Use case: A/B test embedding models
Experiments work on all endpoint types, not just chat:
[functions.embed]
endpoint = "embeddings"
strategy = "experiment"
[functions.embed.variants.small]
model = "text-embedding-3-small"
weight = 50
dimensions = 1536
[functions.embed.variants.large]
model = "text-embedding-3-large"
weight = 50
dimensions = 3072
const embedding = await client.embeddings.create({
model: "function::embed",
input: "The quick brown fox",
});
// X-Gateway-Variant header tells you which model was used
Use case: Cross-provider A/B test
Compare the same task across providers:
[functions.classify]
endpoint = "chat"
strategy = "experiment"
[functions.classify.variants.openai]
model = "gpt-4o-mini"
weight = 50
[functions.classify.variants.anthropic]
model = "claude-haiku-4-5-20251001"
weight = 50
No params needed — this is a pure model comparison.

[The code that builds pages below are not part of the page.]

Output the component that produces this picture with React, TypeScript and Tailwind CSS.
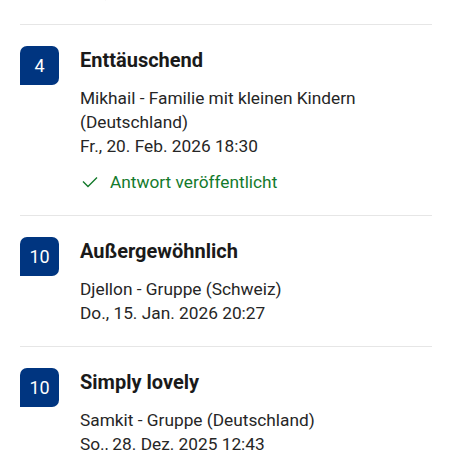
import React from "react";

type Review = {
  score: string;
  title: string;
  lines: string[];
  published?: boolean;
};

const reviews: Review[] = [
  {
    score: "4",
    title: "Enttäuschend",
    lines: ["Mikhail - Familie mit kleinen Kindern", "(Deutschland)", "Fr., 20. Feb. 2026 18:30"],
    published: true,
  },
  {
    score: "10",
    title: "Außergewöhnlich",
    lines: ["Djellon - Gruppe (Schweiz)", "Do., 15. Jan. 2026 20:27"],
  },
  {
    score: "10",
    title: "Simply lovely",
    lines: ["Samkit - Gruppe (Deutschland)", "So., 28. Dez. 2025 12:43"],
  },
];

function Divider() {
  return <div className="ml-[20px] mr-[18px] h-px bg-[#e6e6e6]" />;
}

function Item({ r }: { r: Review }) {
  return (
    <div className="flex gap-[21px] pl-[20px] pr-4 pt-[21px] pb-[21px]">
      <div className="flex h-[39px] w-[39px] shrink-0 items-center justify-center rounded-[7px] rounded-bl-none bg-[#003580] text-[18px] leading-none text-white">
        {r.score}
      </div>
      <div className="flex flex-col">
        <div className="text-[20px] font-bold leading-[28px] text-[#1a1a1a]">{r.title}</div>
        <div className="mt-[12px] flex flex-col text-[17.3px] leading-[24px] text-[#262626]">
          {r.lines.map((l, i) => (
            <div key={i}>{l}</div>
          ))}
        </div>
        {r.published && (
          <div className="mt-[12px] flex items-center gap-[12px] text-[17.3px] leading-[24px] text-[#147a2c]">
            <svg width="16" height="12" viewBox="0 0 16 12" className="ml-[2px]" fill="none">
              <path d="M1 5.5 6 10.5 15 1.5" stroke="#147a2c" strokeWidth="1.4" />
            </svg>
            <span>Antwort veröffentlicht</span>
          </div>
        )}
      </div>
    </div>
  );
}

export default function App() {
  return (
    <div
      className="h-[450px] w-[450px] overflow-hidden bg-white"
      style={{ fontFamily: "Roboto, 'Noto Sans', sans-serif" }}
    >
      <div className="-mt-[20px] pb-[20px] pl-[80px] text-[17.3px] leading-[24px] text-[#262626]">
        Sa., 10. Jan. 2026 09:14
      </div>
      <Divider />
      {reviews.map((r, i) => (
        <React.Fragment key={i}>
          <Item r={r} />
          {i < reviews.length - 1 && <Divider />}
        </React.Fragment>
      ))}
    </div>
  );
}
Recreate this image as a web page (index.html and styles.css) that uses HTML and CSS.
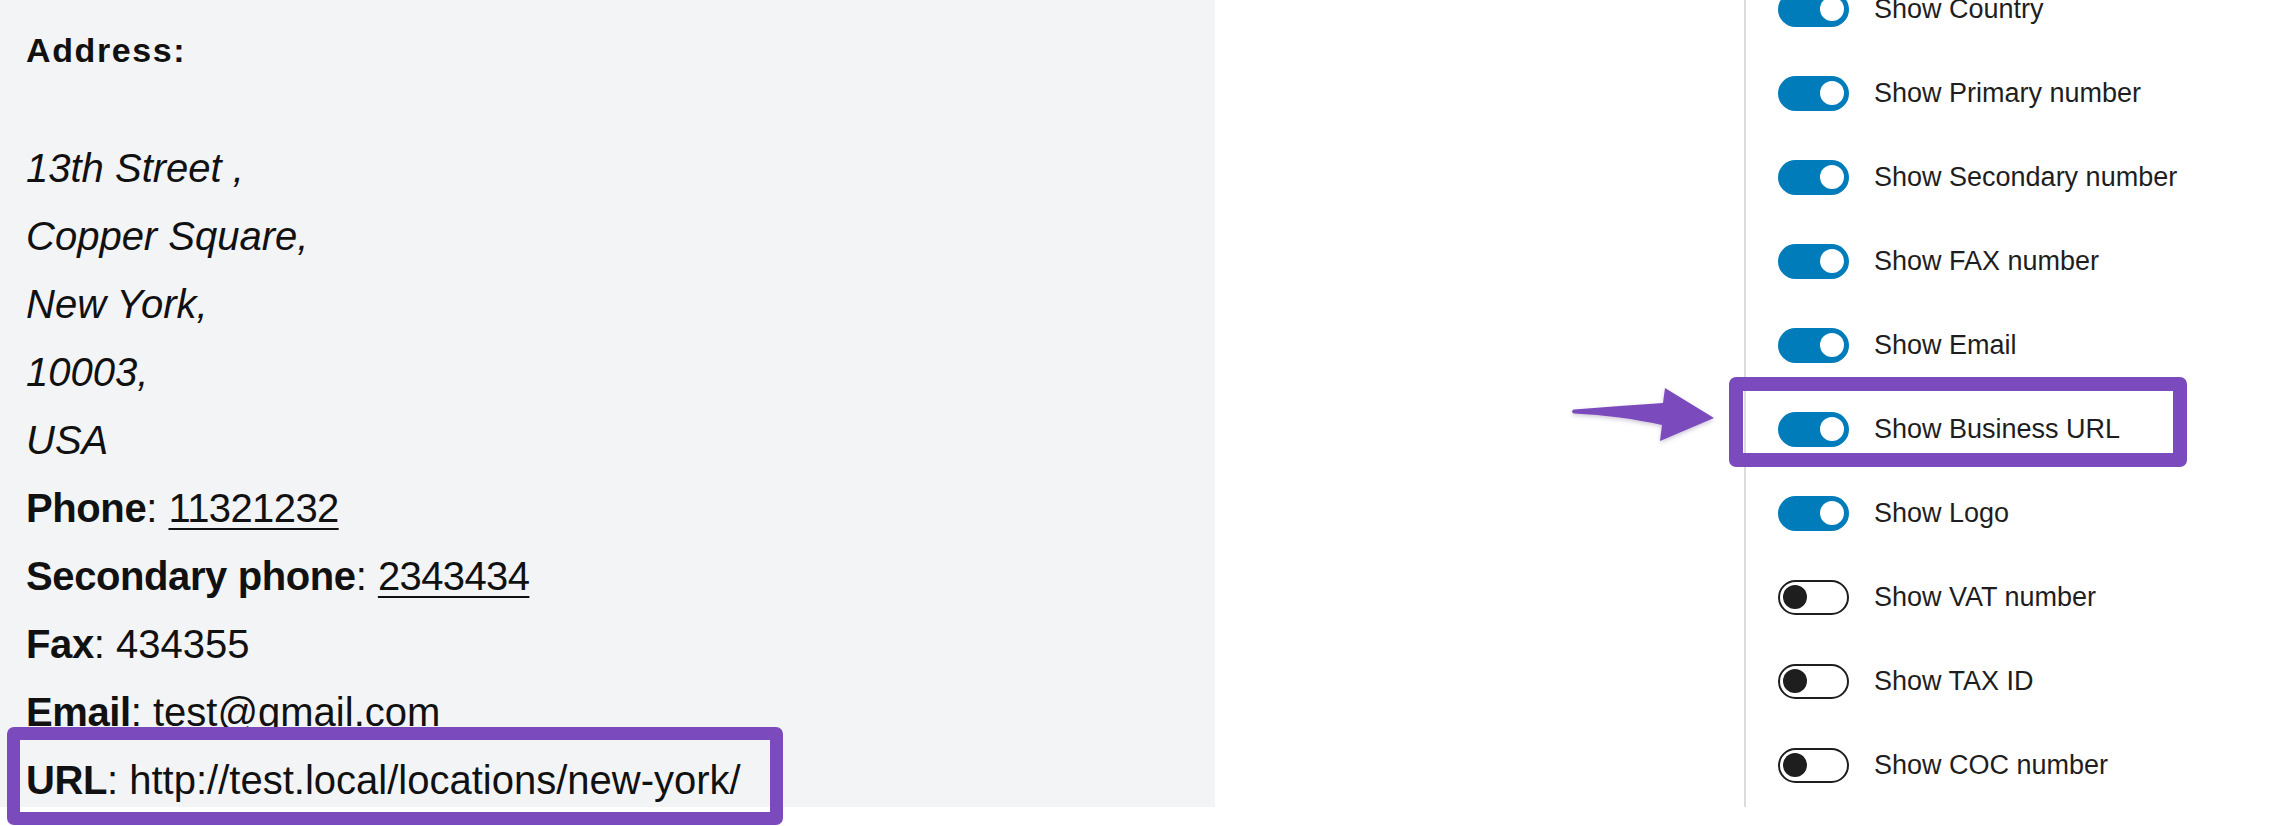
FILE: index.html
```html
<!DOCTYPE html>
<html lang="en">
<head>
<meta charset="utf-8">
<title>Location preview and settings</title>
<link rel="stylesheet" href="styles.css">
</head>
<body>
<div class="page">
  <section class="preview">
    <div class="address-label">Address:</div>
    <div class="lines">
      <div class="line italic">13th Street ,</div>
      <div class="line italic">Copper Square,</div>
      <div class="line italic">New York,</div>
      <div class="line italic">10003,</div>
      <div class="line italic">USA</div>
      <div class="line"><b>Phone</b>: <a class="link">11321232</a></div>
      <div class="line"><b>Secondary phone</b>: <a class="link">2343434</a></div>
      <div class="line"><b>Fax</b>: 434355</div>
      <div class="line"><b>Email</b>: test@gmail.com</div>
      <div class="line"><b>URL</b>: http://test.local/locations/new-york/</div>
    </div>
  </section>

  <section class="settings">
    <div class="row"><span class="toggle on"><span class="knob"></span></span><span class="label">Show Country</span></div>
    <div class="row"><span class="toggle on"><span class="knob"></span></span><span class="label">Show Primary number</span></div>
    <div class="row"><span class="toggle on"><span class="knob"></span></span><span class="label">Show Secondary number</span></div>
    <div class="row"><span class="toggle on"><span class="knob"></span></span><span class="label">Show FAX number</span></div>
    <div class="row"><span class="toggle on"><span class="knob"></span></span><span class="label">Show Email</span></div>
    <div class="row"><span class="toggle on"><span class="knob"></span></span><span class="label">Show Business URL</span></div>
    <div class="row"><span class="toggle on"><span class="knob"></span></span><span class="label">Show Logo</span></div>
    <div class="row"><span class="toggle off"><span class="knob"></span></span><span class="label">Show VAT number</span></div>
    <div class="row"><span class="toggle off"><span class="knob"></span></span><span class="label">Show TAX ID</span></div>
    <div class="row"><span class="toggle off"><span class="knob"></span></span><span class="label">Show COC number</span></div>
  </section>

  <div class="highlight highlight-url"></div>
  <div class="highlight highlight-toggle"></div>
  <svg class="arrow" width="150" height="62" viewBox="0 0 150 62" aria-hidden="true">
    <path d="M4 25.5 C 35 23, 65 21, 93 19 L 95 4 L 144 34 L 90 57 L 92 41 C 65 35, 35 31, 4 29.5 C 1.5 29, 1.5 26, 4 25.5 Z" fill="#7b4bbd"/>
  </svg>
</div>
</body>
</html>
```

FILE: styles.css
```css
html, body {
  margin: 0;
  padding: 0;
  background: #ffffff;
}

.page {
  position: relative;
  display: flex;
  align-items: flex-start;
  width: 2286px;
  height: 826px;
  overflow: hidden;
  font-family: "Liberation Sans", Arial, sans-serif;
  color: #111111;
}

.preview {
  box-sizing: border-box;
  width: 1215px;
  height: 807px;
  flex: none;
  background: #f3f4f6;
  padding: 31px 0 0 26px;
  overflow: hidden;
}

.address-label {
  font-size: 34px;
  line-height: 38px;
  font-weight: 700;
  letter-spacing: 1.6px;
}

.lines {
  margin-top: 65px;
}

.line {
  font-size: 40px;
  line-height: 68px;
  white-space: nowrap;
}

.line b {
  font-weight: 700;
  letter-spacing: -0.4px;
}

.italic {
  font-style: italic;
}

.link {
  color: inherit;
  text-decoration: underline;
  text-decoration-thickness: 2px;
  text-underline-offset: 6px;
  letter-spacing: -0.6px;
}

.settings {
  flex: none;
  margin-left: 529px;
  margin-top: -33px;
  padding-left: 32px;
  border-left: 2px solid #dcdcde;
  display: flex;
  flex-direction: column;
}

.row {
  height: 84px;
  display: flex;
  align-items: center;
  gap: 25px;
}

.toggle {
  box-sizing: border-box;
  position: relative;
  width: 71px;
  height: 35px;
  border-radius: 18px;
  display: flex;
  align-items: center;
  flex: none;
}

.toggle.on {
  background: #007cba;
  justify-content: flex-end;
  padding-right: 5px;
}

.toggle.off {
  background: #ffffff;
  border: 2px solid #1e1e1e;
  padding-left: 3px;
}

.knob {
  width: 24px;
  height: 24px;
  border-radius: 50%;
}

.toggle.on .knob {
  background: #ffffff;
}

.toggle.off .knob {
  background: #1e1e1e;
}

.label {
  font-size: 27px;
  color: #1e1e1e;
  white-space: nowrap;
}

.highlight {
  position: absolute;
  box-sizing: border-box;
  border: 13px solid #7b4bbd;
  border-radius: 7px;
}

.highlight-url {
  left: 7px;
  top: 727px;
  width: 776px;
  height: 98px;
}

.highlight-toggle {
  left: 1729px;
  top: 377px;
  width: 458px;
  height: 90px;
  border-width: 14px;
}

.arrow {
  position: absolute;
  left: 1570px;
  top: 384px;
  filter: drop-shadow(0 2px 2px rgba(60, 30, 100, 0.25));
}
```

The gateway handles credential routing automatically.
Use case: Audio speech voice comparison
[functions.speak]
endpoint = "audio_speech"
strategy = "experiment"
[functions.speak.variants.alloy]
model = "tts-1"
weight = 50
voice = "alloy"
speed = 1.0
[functions.speak.variants.nova]
model = "tts-1-hd"
weight = 50
voice = "nova"
speed = 0.9
Analyzing experiments
Query your OTel data (ClickHouse, Grafana, etc.) to compare variant performance:
SELECT
SpanAttributes['gateway.variant.name'] AS variant,
count() AS requests,
avg(Duration) / 1e6 AS avg_latency_ms,
quantile(0.95)(Duration) / 1e6 AS p95_latency_ms,
avg(SpanAttributes['gen_ai.usage.input_tokens']::Int64) AS avg_input_tokens,
avg(SpanAttributes['gen_ai.usage.output_tokens']::Int64) AS avg_output_tokens
FROM otel_traces
WHERE SpanAttributes['gateway.function.name'] = 'summarize'
AND Timestamp > now() - INTERVAL 24 HOUR
GROUP BY variant
ORDER BY variant
Telemetry attributes
| Attribute | Type | Description |
|---|
gateway.variant.name | string | Selected variant name |
gateway.variant.weight | int | Variant’s configured weight |
gateway.experiment.total_variants | int | Number of variants in the function |
gateway.function.name | string | Function name |
gateway.function.endpoint | string | Endpoint type (chat, embeddings, etc.) |
Requirements
- At least 2 variants per experiment function
- All variant weights must be > 0
- Each variant specifies either
model (inline) or target (named reference), not both
strategy = "experiment" is only valid on functions, not routes
What experiments don’t do
- No adaptive optimization — weights are static. Automatic adjustment based on metrics is planned.
- No cross-variant fallback — if a variant’s endpoint fails, the request fails. Use
strategy = "fallback" for reliability.
- No prompt management — variants don’t own prompts. The caller sends messages; the gateway routes.